What Is Power Factor?

Power factor (PF) is the ratio of real power (kW) to apparent power (kVA) in an AC electrical system. A power factor of 1.0 means all power is being used effectively. Industrial facilities with inductive loads (motors, transformers, welding equipment) often operate at 0.6–0.8 PF, meaning they draw more current than needed — leading to higher utility bills and potential demand charges.

Utilities often penalize facilities with PF below 0.90–0.95 through demand surcharges or reactive power fees. Correcting PF reduces current draw, improves voltage stability, and frees up capacity on existing electrical infrastructure.

The Power Factor Correction Formula

Required kVAR: Q = P × (tan(φ₁) - tan(φ₂))

Where P = real power (kW), φ₁ = acos(current PF), φ₂ = acos(target PF).

Apparent Power: S = P / PF (kVA)

Capacitor per phase: C = 1 / (2π × 60 × X_c) × 10⁶ (μF), where X_c = V_phase² / (kVAR × 1000 / 3)

The formula derives from the power triangle: the difference in reactive power between the current and target PF determines the capacitor bank size needed.
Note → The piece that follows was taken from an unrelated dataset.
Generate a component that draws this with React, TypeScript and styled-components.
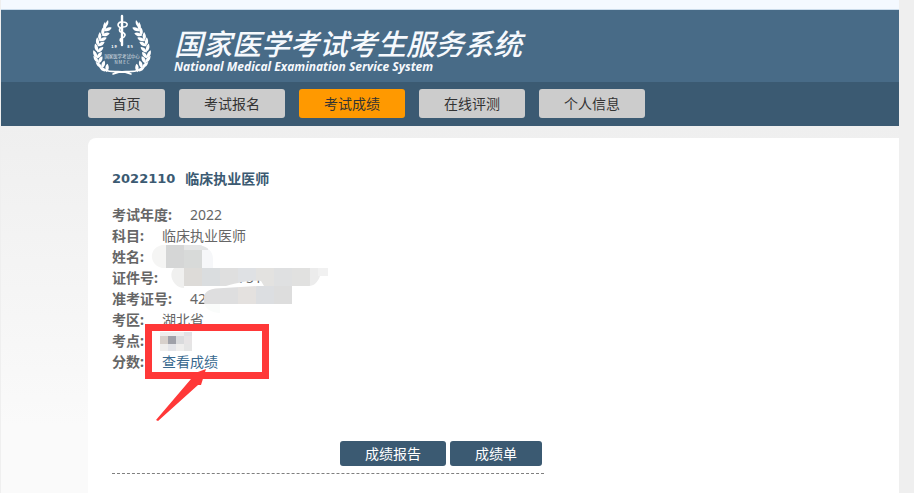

This is a standard calculation referenced in IEEE 519 and NEMA MG-1.

Worked Example

Scenario: 100 kW load at 0.75 PF, correcting to 0.95 PF, on a 480V system.

  1. Current PF angle: φ₁ = acos(0.75) = 41.41°
  2. Target PF angle: φ₂ = acos(0.95) = 18.19°
  3. tan values: tan(41.41°) = 0.8819, tan(18.19°) = 0.3287
  4. Required kVAR: 100 × (0.8819 - 0.3287) = 55.3 kVAR
  5. kVA before: 100 / 0.75 = 133.3 kVA
  6. kVA after: 100 / 0.95 = 105.3 kVA
  7. Current reduction: 1 - (105.3 / 133.3) = 21.0%

Practical Tips

  • Stage correction: Don't over-correct — a leading PF (above 1.0) can cause voltage rise and damage equipment. Target 0.95–0.98 as a safe range.
  • Motor considerations: Be cautious correcting PF directly at motor terminals — capacitor switching can cause transient overvoltages. Use contactors with proper damping resistors.
  • Harmonic filtering: In systems with significant harmonics (VFDs, UPS), standard capacitor banks can resonate. Use detuned reactors or active filters instead (IEEE 519).
  • Utility incentives: Many utilities offer rebates or reduced rates for maintaining PF above 0.95. Check with your utility for demand charge structures and PF penalty thresholds.

Code References

IEEE 519, NEMA MG-1

Frequently Asked Questions

What is a good power factor target?
Most utilities require a minimum PF of 0.90, with many enforcing penalties below 0.95. A target of 0.95–0.97 is generally recommended — it provides significant savings without the risk of over-correction or leading PF conditions that can damage equipment.
How much does power factor correction save?
Savings depend on your utility rate structure. For a 100 kW load improving from 0.75 to 0.95 PF, you reduce apparent power by about 21%, which can lower demand charges by a similar percentage. Annual savings can range from hundreds to thousands of dollars for industrial facilities.
What happens if power factor is over-corrected?
Over-correction produces a leading power factor (capacitive), which can cause voltage rise, resonance with system inductance, and potential damage to motors and transformers. Always size capacitor banks slightly below the target to avoid leading conditions.
Should capacitors be installed at individual motors or at the main panel?
Both approaches have merits. Individual motor correction is ideal for large motors (25+ HP) running continuously. Central correction at the main panel is better for facilities with many small motors or variable loads. A combination approach often yields the best results.